As much as riding a bicycle is an environmentally beneficial experience, it is often not hassle-free one. While the probability of going unnoticed and being involved in a car accident outweighs the gains for some, the ease of your means of transportation being stolen poses yet another risk. Enter Shoka Bell: a new gadget seeking to solve these issues, promoting an easier and safer environment to ride your bike, as cycling experiences a ‘renaissance’ across the world’s big cities.

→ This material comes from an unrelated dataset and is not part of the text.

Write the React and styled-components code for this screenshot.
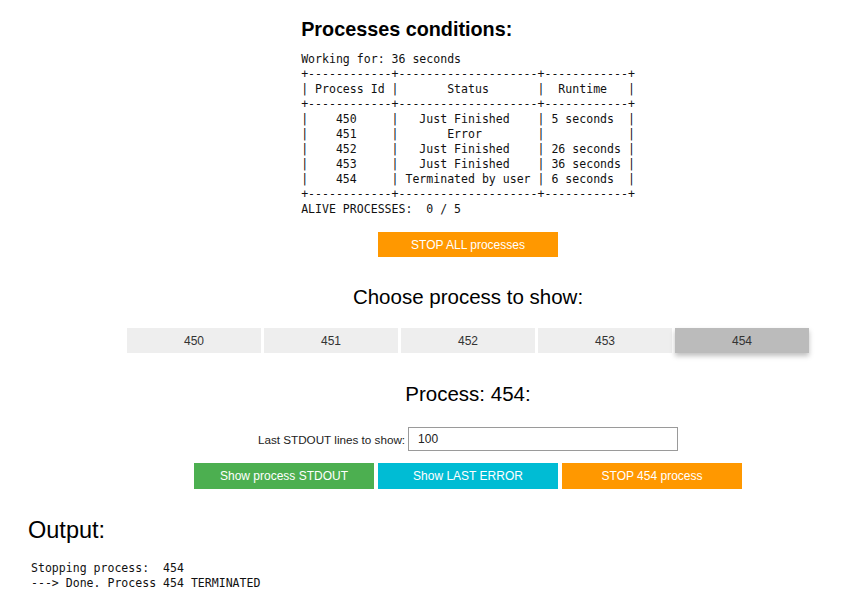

Urban cycling accessories are experiencing a wave of innovation as of late, as more and more health conscious and environmentally-aware young professionals prefer to get around on two wheels. Earlier this year, the Classon smart-helmet made waves among cyclists, smashing its crowdfunding goal and dominating headlines. However, previous research has shown that laws mandating bicycle helmets can reduce the uptake of cycling among youth. This can be attributed to an added cost barrier as well as the perceived ‘uncoolness’ of wearing a helmet, especially among the young.

The colorful, weather-proof Shoka Bell, which is magnetically attached to any bike through a clamp, has different alert options to choose from. The uniqueness, however, is in the fact that the volume of the bell automatically adjusts to the biker’s surrounding environment. This means that if you are cycling in a loud neighborhood, the volume of the bell will automatically become louder. The device also acts as an automatically adjustable front light, getting brighter or dimmer depending on the surrounding street light.

While many cities mandate bicycle lights for riding after dark, and a handful more also require bikes to be fitted with bells, whether or not these stipulations discourage cycling, like helmets, is an unresearched area. However, one can assume that smart accessories, like Shoka Bell, while undoubtedly more expensive than a standard bell, could in fact encourage cycling because of its cool factor.

Through an application, Shoka Bell can also help navigate your city’s streets. “Simply connect Shoka Bell to your smartphone and choose a destination. Then navigate through a city by glancing at your Shoka Bell’s indicator arrows. You’ll also be warned of busy intersections you’ll face ahead,” the California-based company says.

The clamp attached to the bike also acts as a theft detector. The biker can keep the bell on him and if the bike is moved it will start ringing, notifying the biker that someone might be trying to steal the bike. The device only needs to be charged once every 200 hours.

The company launched a crowd-funding campaign on Kickstarter, seeking US $75,000 and has surpassed their goal by US $52,000 at the time of writing. The device costs Kickstarter backers US $79, around 50% less than the expected US $159 retail price. Mass production of Shoka Bell will start in February and will be delivered to early backers by March.